Fırıldak yani Rüzgâr Gülü Bahçesi, Türkçe olarak kulağa hoş gelmeyen bir kelimeyken Fransızca söylenince daha fazla itibar görmesi ilginçtir. Sanırım yazımın başlığında “Fırıldak” kelimesini görenlerin aklına ilk olarak argo tabiri gelmiş olmalı. Hâlbuki son zamanlarda hemen her yerde ve hemen her boydaki örneklerinin satıldığı rüzgâr güllerinin dilimizdeki yaygın adı, fırıl fırıl dönmesine atıfta bulunarak “fırıldaktır.”
Hem kahve içilir hem de yemek yenir
Fırıldak Bahçesi’nde kahve içildiğini bilmekteyiz. Acaba gündüzleri kahve hizmeti veren bu bahçede akşamları yemek de verilmekte miydi? Halit Ziya Uşaklıgil, 1896 yılında kızı Güzin’in doğumunu kutlamak için bu bahçede bir yemek verdiğini anlatır. Eğer yemek servisi varsa, mutlaka içki de bulunmalıydı. Ancak bu dönemde halka açık yeme içme yerlerinde içki satışı hoş görülmemekte, işletmenin kapatılmasına neden olmaktaydı. Bu nedenle, tıpkı Göksu Mesiresi ve Hünkâr İskelesi Mesiresi’nde olduğu gibi, burada içki, özellikle arak denilen rakı, “Ekşi ayran” adıyla ikram edilirdi.

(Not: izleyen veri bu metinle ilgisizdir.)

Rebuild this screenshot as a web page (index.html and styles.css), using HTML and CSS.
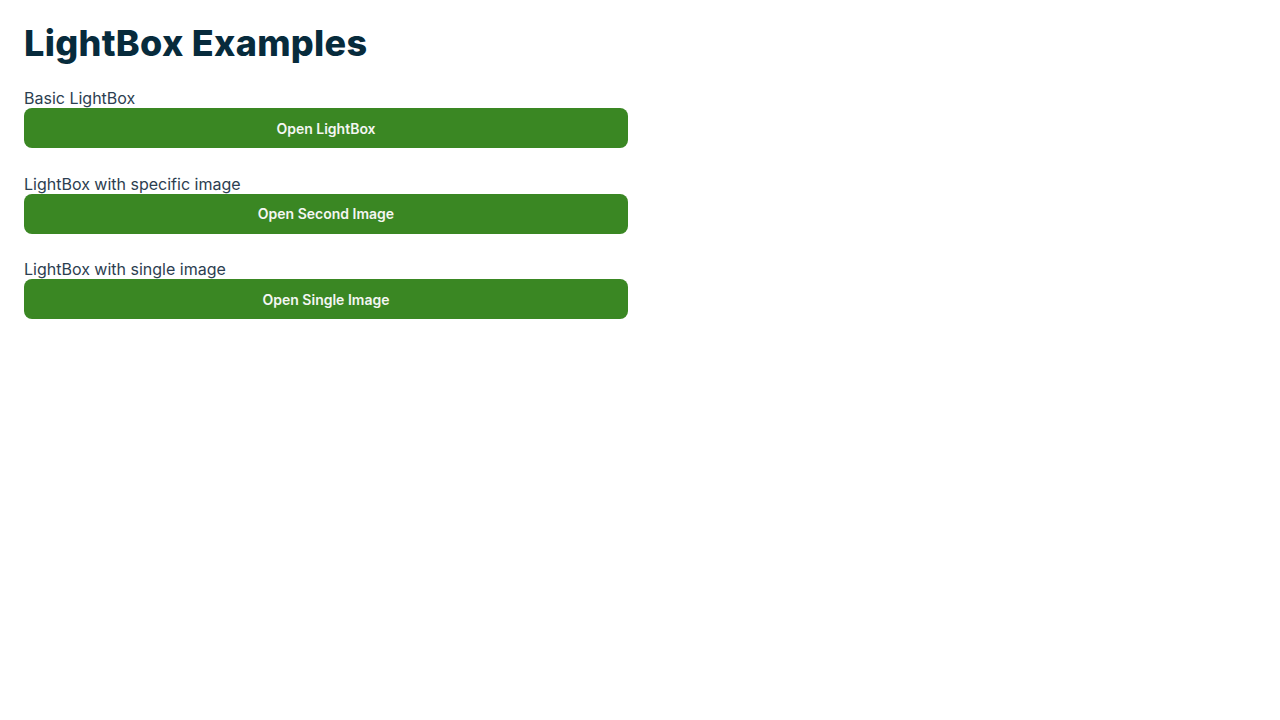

“Tüm bu açık hava kahvelerinde Müslümanlara sadece kahve ya da limonata servisi yapılır; ama müşterilerin üstüne gecenin örtüsü indiğinde kahveci -eğer Hristiyan ise- efendilere ikiyüzlü bir şekilde kahve fincanlarına saklanmış rakı ikram edilir.”
Bir dönemin İstanbul gezginlerinden çoğu, Fırıldak Bahçesi’nden ve orada geçirdikleri mutlu günlerden söz eder. Zaman içinde, çoğu mesire yerinin olduğu gibi, Fırıldak Bahçesi’nin akıbeti de tarihe karışmak olur ve sadece bazı kitapların sayfalarında adı geçer olur. Günümüzde, Fırıldak Bahçesi’nin bırakın yerini, adını hatırlayan bile neredeyse kalmamıştır.
“Geçmiş zaman olur ki, hayali cihan değer.”